Perhaps the most significant impact of the new rule is that it will perpetuate litigation in the Ninth Circuit with the added twist that, since the rule applies nationwide, whatever the Ninth Circuit ultimately decides will apply nationwide as well.  The NEDC attorney told the Court in very clear terms that NEDC intends to continue litigation by whatever means to require permits for forest roads, stating:“…we contend that the new rule simply violates the statute, and we have a right to bring a citizen suit for a violation of the Clean Water Act itself…I think that what we’ll do is proceed whatever way we can.”

The Justices meet this Friday to determine their next steps and may announce as early as next week what they intend to do.  Regardless of what they decide, litigation over the new rule will proceed, dragging on the legal uncertainty for federal, state, county, tribal and private forest owners nationwide and wasting the time and resources of all parties involved.

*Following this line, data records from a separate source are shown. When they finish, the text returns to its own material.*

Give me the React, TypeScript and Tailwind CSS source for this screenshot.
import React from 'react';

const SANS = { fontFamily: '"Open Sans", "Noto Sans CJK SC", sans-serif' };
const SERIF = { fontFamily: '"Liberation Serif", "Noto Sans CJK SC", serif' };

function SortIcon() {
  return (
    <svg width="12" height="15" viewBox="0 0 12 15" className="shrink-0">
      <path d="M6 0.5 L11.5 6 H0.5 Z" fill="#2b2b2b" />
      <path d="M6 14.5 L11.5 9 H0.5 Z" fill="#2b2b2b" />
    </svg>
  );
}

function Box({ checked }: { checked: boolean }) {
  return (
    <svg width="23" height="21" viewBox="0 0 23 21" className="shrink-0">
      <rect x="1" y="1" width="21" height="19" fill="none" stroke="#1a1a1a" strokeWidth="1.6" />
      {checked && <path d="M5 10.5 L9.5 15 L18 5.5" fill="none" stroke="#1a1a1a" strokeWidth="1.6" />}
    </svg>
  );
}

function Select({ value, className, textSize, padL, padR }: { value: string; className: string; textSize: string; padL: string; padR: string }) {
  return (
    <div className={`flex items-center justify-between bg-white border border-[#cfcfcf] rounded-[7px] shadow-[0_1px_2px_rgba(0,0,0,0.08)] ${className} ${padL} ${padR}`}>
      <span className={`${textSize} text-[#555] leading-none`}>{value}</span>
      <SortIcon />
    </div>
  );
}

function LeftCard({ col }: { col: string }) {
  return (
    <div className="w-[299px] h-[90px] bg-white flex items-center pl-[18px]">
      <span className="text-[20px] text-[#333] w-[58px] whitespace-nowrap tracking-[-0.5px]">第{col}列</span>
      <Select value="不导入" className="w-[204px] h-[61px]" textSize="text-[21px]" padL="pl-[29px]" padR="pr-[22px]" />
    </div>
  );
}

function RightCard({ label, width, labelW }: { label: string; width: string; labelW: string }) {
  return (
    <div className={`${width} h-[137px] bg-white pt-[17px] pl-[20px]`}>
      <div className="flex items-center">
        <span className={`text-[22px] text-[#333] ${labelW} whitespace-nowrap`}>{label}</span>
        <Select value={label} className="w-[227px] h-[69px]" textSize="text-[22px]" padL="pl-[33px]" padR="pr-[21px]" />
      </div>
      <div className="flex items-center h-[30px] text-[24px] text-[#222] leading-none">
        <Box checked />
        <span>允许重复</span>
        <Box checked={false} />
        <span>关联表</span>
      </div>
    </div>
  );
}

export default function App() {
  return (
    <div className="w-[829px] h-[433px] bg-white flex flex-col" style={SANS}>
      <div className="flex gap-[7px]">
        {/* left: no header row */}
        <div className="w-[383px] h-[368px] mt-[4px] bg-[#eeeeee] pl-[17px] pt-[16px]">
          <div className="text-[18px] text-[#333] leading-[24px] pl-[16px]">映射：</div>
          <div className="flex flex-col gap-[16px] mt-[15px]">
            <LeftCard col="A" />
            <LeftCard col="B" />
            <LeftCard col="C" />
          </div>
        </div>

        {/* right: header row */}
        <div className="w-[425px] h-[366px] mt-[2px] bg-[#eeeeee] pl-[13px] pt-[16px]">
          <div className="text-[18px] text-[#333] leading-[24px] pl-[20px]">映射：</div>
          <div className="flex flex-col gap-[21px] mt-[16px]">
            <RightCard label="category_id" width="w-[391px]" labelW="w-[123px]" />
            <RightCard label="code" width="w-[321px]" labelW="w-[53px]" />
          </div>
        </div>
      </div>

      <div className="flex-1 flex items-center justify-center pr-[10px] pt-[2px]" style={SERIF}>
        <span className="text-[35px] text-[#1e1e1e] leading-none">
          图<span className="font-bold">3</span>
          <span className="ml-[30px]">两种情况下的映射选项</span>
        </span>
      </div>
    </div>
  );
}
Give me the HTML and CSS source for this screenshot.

If there were ever a time for Congress to step in and resolve this issue once and for all, it is now. Legislation this year clearly establishing that forest roads are not point sources would preserve EPA’s 35-year interpretation of the Clean Water Act, stop the senseless litigation, and enable EPA, states and forest owners and managers nationwide to return to building on the water quality successes they have achieved together over the past three decades.